At Mordrid’s place on Christmas, Sam is talking to Mordrid’s raven about how she wishes she wasn’t spending Christmas with a bird. Mordrid comes back and asks Sam to help him whenever he’s sent to Earth to save the day. There’s a line in there concerning It’s a Wonderful Life, but it doesn’t really mean anything. Then the movie ends.
Doctor Mordrid is a curious little film. On its own, not overly terrible. There are a lot worse ways to spend 70 minutes (no shit, the movie is barely over an hour long). Jeffrey Combs is a brilliant and lovable B-movie actor and you can’t help but like him even if he’s not exactly right for this flick. I liked Yvette Nipar on the outside. She’s kind of a classic 90s hot girl with the long curly hair and the Nicole Kidman features. She’s not really good in this movie though. There definitely is a feel that this movie was rushed and completed very quickly.
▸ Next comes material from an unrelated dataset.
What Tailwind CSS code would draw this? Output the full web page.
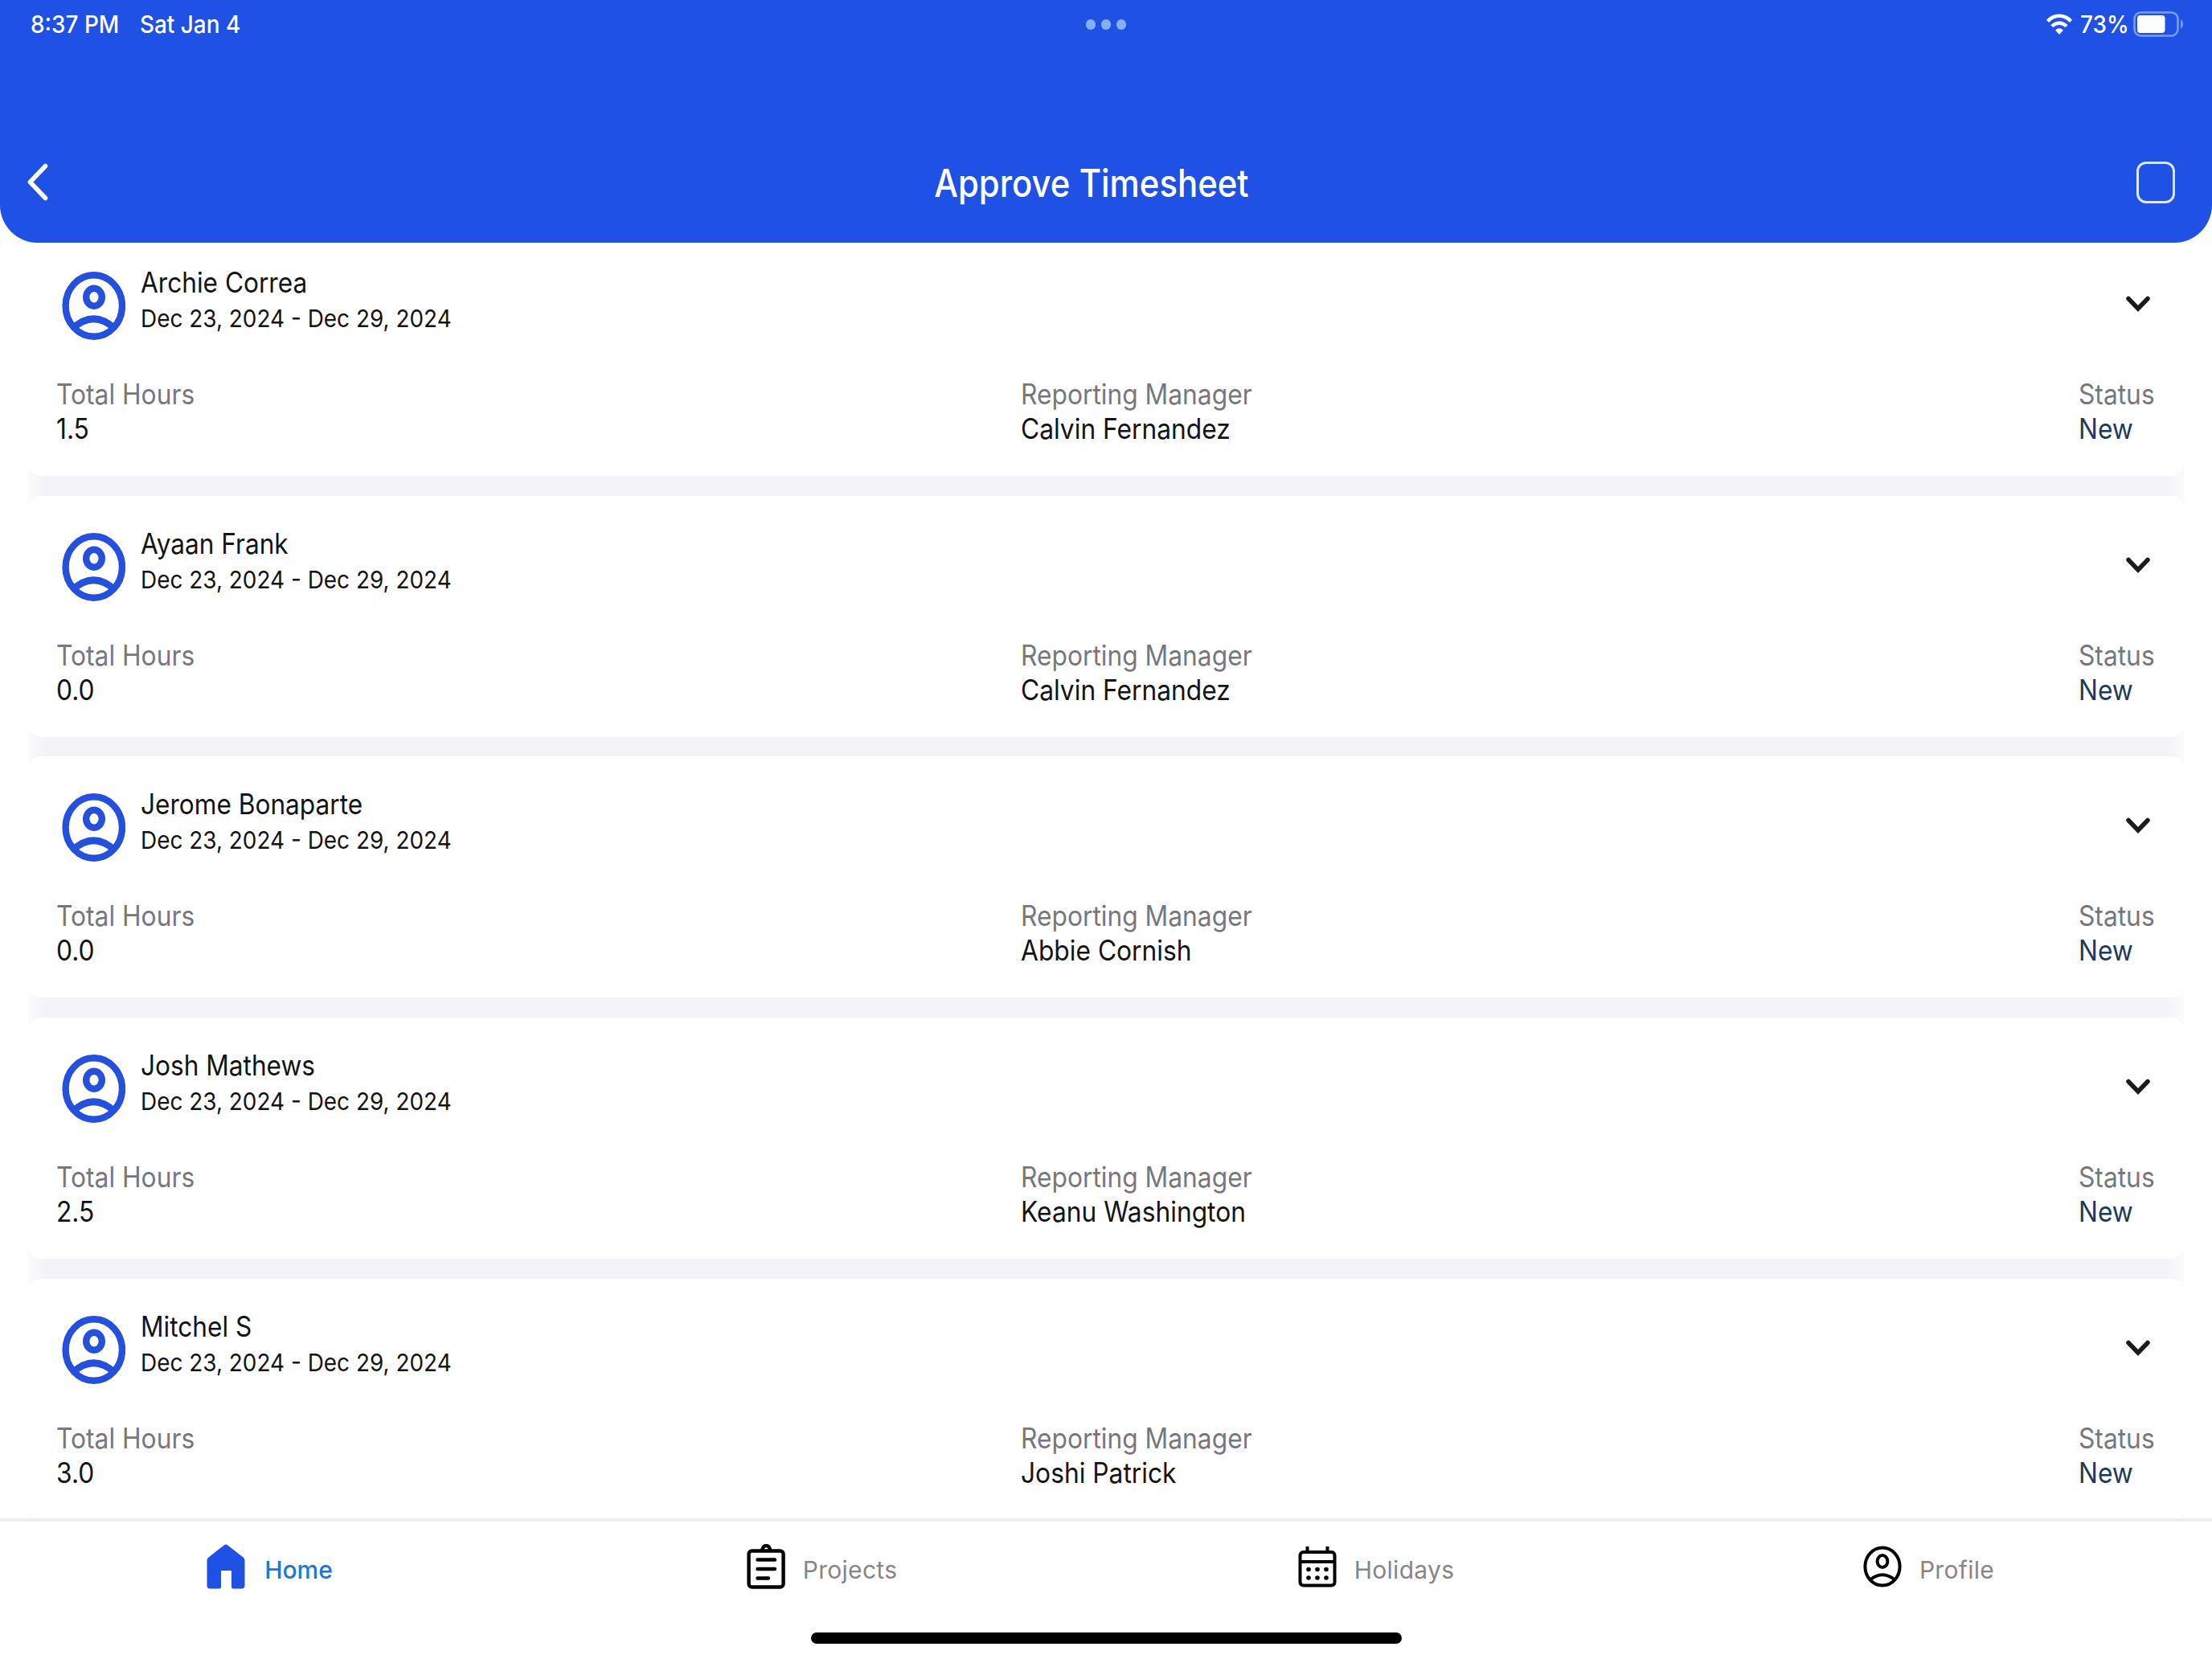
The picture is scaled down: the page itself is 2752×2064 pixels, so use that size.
<!DOCTYPE html>
<html lang="en">
<head>
  <meta charset="UTF-8" />
  <meta name="viewport" content="width=device-width, initial-scale=1.0"/>
  <title>Approve Timesheet</title>
  <script src="https://cdn.jsdelivr.net/npm/@tailwindcss/browser@4"></script>
</head>
<body class="bg-white font-['Inter',sans-serif] w-[2752px] h-[2064px] overflow-hidden flex flex-col">
  <!-- Header -->
  <header class="h-[302px] shrink-0 bg-[#1f51e5] text-white rounded-b-[47px] flex flex-col justify-between">
    <!-- Status bar -->
    <div class="h-[60px] pl-[38px] pr-[35px] grid grid-cols-3 items-center text-[30px] leading-[60px] font-medium">
      <div class="flex">
        <span class="w-[136px] whitespace-nowrap origin-left scale-x-93">8:37 PM</span>
        <span class="whitespace-nowrap origin-left scale-x-93">Sat Jan 4</span>
      </div>
      <div class="flex justify-center gap-[7px] pr-[3px]">
        <span class="w-3 h-[13px] rounded-full bg-[#84b0fb]"></span>
        <span class="w-3 h-[13px] rounded-full bg-[#84b0fb]"></span>
        <span class="w-3 h-[13px] rounded-full bg-[#84b0fb]"></span>
      </div>
      <div class="flex justify-end items-center">
        <svg class="w-8 h-[26px]" viewBox="0 0 32 26" fill="none" stroke="white" stroke-width="4.6">
          <path d="M1.6 9.4C9.6 .6 22.4 .6 30.4 9.4"/>
          <path d="M7 15.8C12 10.4 20 10.4 25 15.8"/>
          <path d="M11 20.4Q16 16 21 20.4L16 26Z" fill="white" stroke="none"/>
        </svg>
        <span class="ml-[10px] w-[66px] whitespace-nowrap origin-left scale-x-93">73%</span>
        <svg class="w-[63px] h-8" viewBox="0 0 63 32">
          <rect x="1.5" y="1.5" width="54" height="29" rx="8" fill="none" stroke="#7b9bf3" stroke-width="2.6"/>
          <rect x="5" y="5" width="34.5" height="22" rx="4" fill="white"/>
          <path d="M59 10.5C63 12 63 20 59 21.5Z" fill="#7b9bf3"/>
        </svg>
      </div>
    </div>
    <!-- Title bar -->
    <div class="h-[150px] pl-[34px] pr-[46px] flex items-center justify-between">
      <svg class="w-[26px] h-12" viewBox="0 0 26 48" fill="none" stroke="white" stroke-width="5.6" stroke-linecap="round" stroke-linejoin="round">
        <path d="M22.5 3.5L3.5 23.5L22.5 43.5"/>
      </svg>
      <h1 class="mt-[2px] mr-[2px] text-[47.5px] leading-none font-medium scale-x-[0.882]">Approve Timesheet</h1>
      <span class="w-12 h-[52px] rounded-[12px] border-3 border-[#dbe5fb]"></span>
    </div>
  </header>

  <!-- Timesheet list -->
  <main class="mt-[36px] h-[1551px] shrink-0 overflow-hidden px-[35px]">
    <div id="timesheets" class="-mt-[46px] flex flex-col gap-[24.7px] bg-[linear-gradient(to_right,#fbfbfd,#f3f2f7_24px,#f3f2f7_calc(100%-24px),#fbfbfd)]"></div>
  </main>

  <!-- Bottom tabs -->
  <footer class="h-[175px] shrink-0 bg-white border-t-4 border-[#eeeeee]">
    <nav class="h-[112px] grid grid-cols-4 text-[30px] leading-none tracking-[0.3px] text-[#868686]">
      <a class="flex items-center justify-center gap-[24px] pr-[17px] text-[#1a78d6]">
        <svg class="w-12 h-14" viewBox="0 0 48 56" fill="#1f51e5">
          <path d="M22 1.2Q24 -.2 26 1.2L45.5 16.4Q47.5 18 47.5 20.5V51.5Q47.5 55.5 43.5 55.5H33Q31 55.5 31 53.5V34Q31 33 30 33H19Q18 33 18 34V53.5Q18 55.5 16 55.5H4.5Q.5 55.5 .5 51.5V20.5Q.5 18 2.5 16.4Z"/>
        </svg>
        <span class="mt-[8px] font-medium tracking-normal">Home</span>
      </a>
      <a class="flex items-center justify-center gap-[22px] pr-[19px]">
        <svg class="w-12 h-14" viewBox="0 0 48 56" fill="none" stroke="black" stroke-width="4.4" stroke-linecap="round">
          <rect x="2.6" y="8.5" width="43" height="45" rx="4"/>
          <path d="M19.5 8C19.5 0 29 0 29 8"/>
          <path d="M13.5 19.5H35M13.5 31H35M13.5 42.5H27"/>
        </svg>
        <span class="mt-[8px]">Projects</span>
      </a>
      <a class="flex items-center justify-center gap-[22px] pr-[16px]">
        <svg class="w-12 h-[52px]" viewBox="0 0 48 52" stroke="black" stroke-width="4" fill="none">
          <rect x="2.5" y="8" width="43" height="41.5" rx="4"/>
          <path d="M2.5 20H45.5M11.5 1V8M36.5 1V8"/>
          <g fill="black" stroke="none">
            <circle cx="13" cy="29.5" r="2.8"/><circle cx="24" cy="29.5" r="2.8"/><circle cx="35" cy="29.5" r="2.8"/>
            <circle cx="13" cy="40" r="2.8"/><circle cx="24" cy="40" r="2.8"/><circle cx="35" cy="40" r="2.8"/>
          </g>
        </svg>
        <span class="mt-[8px]">Holidays</span>
      </a>
      <a class="flex items-center justify-center gap-[22px] pr-[17px]">
        <svg class="w-12 h-[52px]" viewBox="0 0 48 52" fill="none" stroke="black" stroke-width="4">
          <ellipse cx="24" cy="26" rx="21.6" ry="23.6"/>
          <ellipse cx="24" cy="19.5" rx="6.4" ry="7.4"/>
          <path d="M8.5 42.5Q24 30 39.5 42.5"/>
        </svg>
        <span class="mt-[8px]">Profile</span>
      </a>
    </nav>
    <div class="mt-[26px] mx-auto w-[735px] h-[14px] rounded-full bg-black"></div>
  </footer>

  <!-- Scripts -->
  <script>
    const timesheets = [
      { name: "Archie Correa", hours: "1.5", manager: "Calvin Fernandez" },
      { name: "Ayaan Frank", hours: "0.0", manager: "Calvin Fernandez" },
      { name: "Jerome Bonaparte", hours: "0.0", manager: "Abbie Cornish" },
      { name: "Josh Mathews", hours: "2.5", manager: "Keanu Washington" },
      { name: "Mitchel S", hours: "3.0", manager: "Joshi Patrick" }
    ];

    function column(label, value, color) {
      return `
        <div class="origin-left scale-x-[0.907] whitespace-nowrap">
          <p class="text-[#77777c]">${label}</p>
          <p class="${color}">${value}</p>
        </div>`;
    }

    document.getElementById("timesheets").innerHTML = timesheets.map(t => `
      <section class="h-[300px] shrink-0 bg-white rounded-[16px] pt-[38px] pl-[35px] pr-[42px] text-[35px] leading-[43px]">
        <div class="h-[90px] flex items-start">
          <svg class="ml-[7px] mt-[8px] w-[79px] h-[85px] shrink-0" viewBox="0 0 79 85" fill="none" stroke="#2450dc" stroke-width="8.4">
            <ellipse cx="39.8" cy="42.5" rx="35.2" ry="38.2"/>
            <ellipse cx="40" cy="31.7" rx="9.8" ry="11"/>
            <path d="M13 71Q39.5 46.5 66 71"/>
          </svg>
          <div class="ml-[19px] flex-1 whitespace-nowrap text-[#141414]">
            <p class="origin-left scale-x-[0.903]">${t.name}</p>
            <p class="text-[30px] leading-[46px] origin-left scale-x-[0.931]">Dec 23, 2024 - Dec 29, 2024</p>
          </div>
          <svg class="mt-[38px] w-[30px] h-[21px]" viewBox="0 0 30 21" fill="none" stroke="#1c1c1c" stroke-width="5.5" stroke-linecap="round">
            <path d="M3 3.5L15 16L27 3.5"/>
          </svg>
        </div>
        <div class="mt-[49px] grid grid-cols-[1200px_1316px_100px]">
          ${column("Total Hours", t.hours, "text-[#141414]")}
          ${column("Reporting Manager", t.manager, "text-[#141414]")}
          ${column("Status", "New", "text-[#1d3a5a]")}
        </div>
      </section>`).join("");
  </script>
</body>
</html>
Almost every scene with two people are shot in shot/reverse shot style and it’s awkward how often closeups are used for those conversations.

You can’t help but draw comparisons to Doctor Strange. If this was the name of the movie, it would have been considered a disaster on the level of the 1990 Captain America or the 1994 Fantastic Four. This is not an easy idea to adapt. Doctor Strange delves into a lot of trippy stuff as well as magic and if you don’t ground yourself in some sort of world, all of this would come off as goofy. It’s pretty goofy here in Doctor Mordrid, but at least it can dust itself off with the excuse that it’s a Full Moon Features production. Give this movie twenty more minutes to help flesh out some stuff and help better connect everything and this would be so much better. It wouldn’t be great, but much better.
Oh, and if you think this will be the last time I visit Full Moon Features, just wait for February when I have much bigger plans to cover more of this classic B-movie studio’s works.